Language, time and the Amondawa

jess tauber phonosemantics at earthlink.net
Fri May 20 17:00:48 UTC 2011


This reminds me a little of the way Yahgan deals with number. The only true numerals are 1,2,3, matching the singular, dual, trial marking in the grammar. Yet 'number' is pervasive throughout the (classical 19th C.) language. Number higher than 3 tends to rely on ranges rather than specific positions, and even here it seems the system differentiated whether the value was arrived at by addition, by subtraction, or existed neutrally. Anatomically based terms could be ambiguous (for ex. 5 and 10 relative to the fingers of the hands). There were several different terms for 'halves' differentiating how the halves were physically produced.
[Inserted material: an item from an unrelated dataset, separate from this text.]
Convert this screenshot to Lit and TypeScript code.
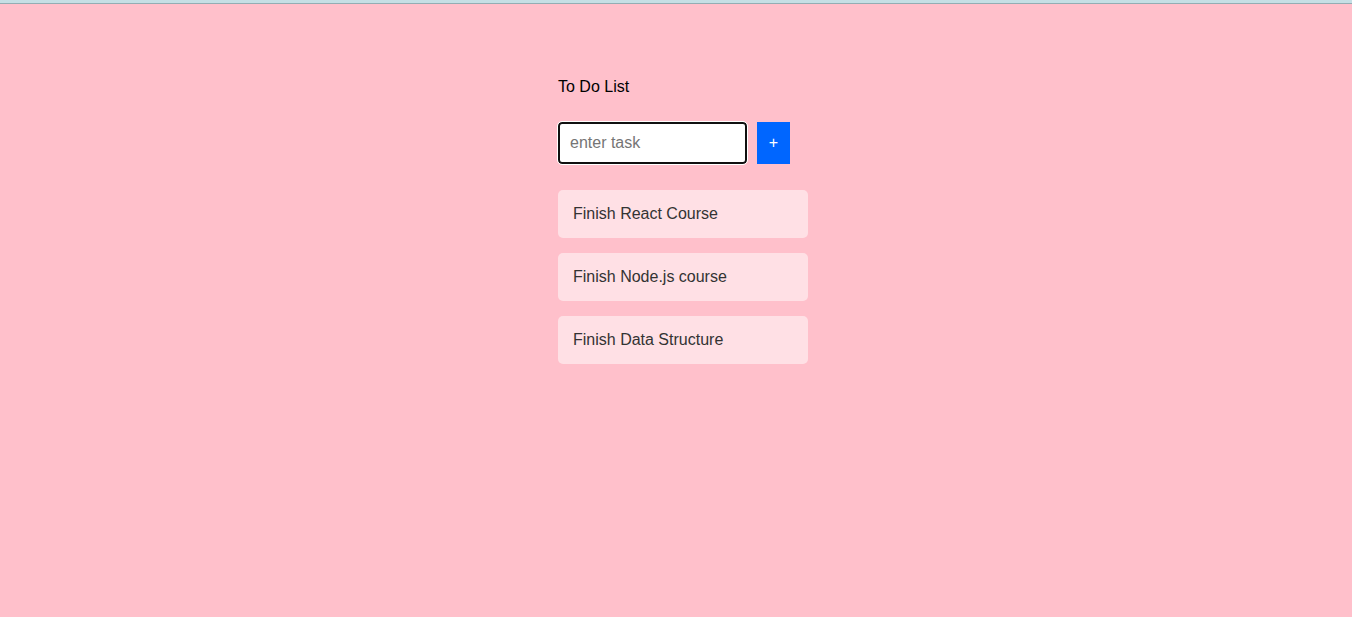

Time as an abstract notion was also absent- a year was a winter, and terms for spring also occur used for new occurrences, so perhaps the beginnings of an abstract system? It is a question as to whether consolidated 'day' and 'month' terms existed abstractly except in the minds of the missionaries who recorded and described the language- the language divided day/night into different salient parts, and the lunar cycle also. Names for seasons were usually attached to the events transpiring within them- crab season, canoe-bark season, and so on.

Color terms in Yahgan were generally binary. The second term defined darkness, whiteness, or reddishness, and then the first acted to more precisely specify it. So yellowish-red was aia-lush, or bile-red. So the underlying set is just black, white, red.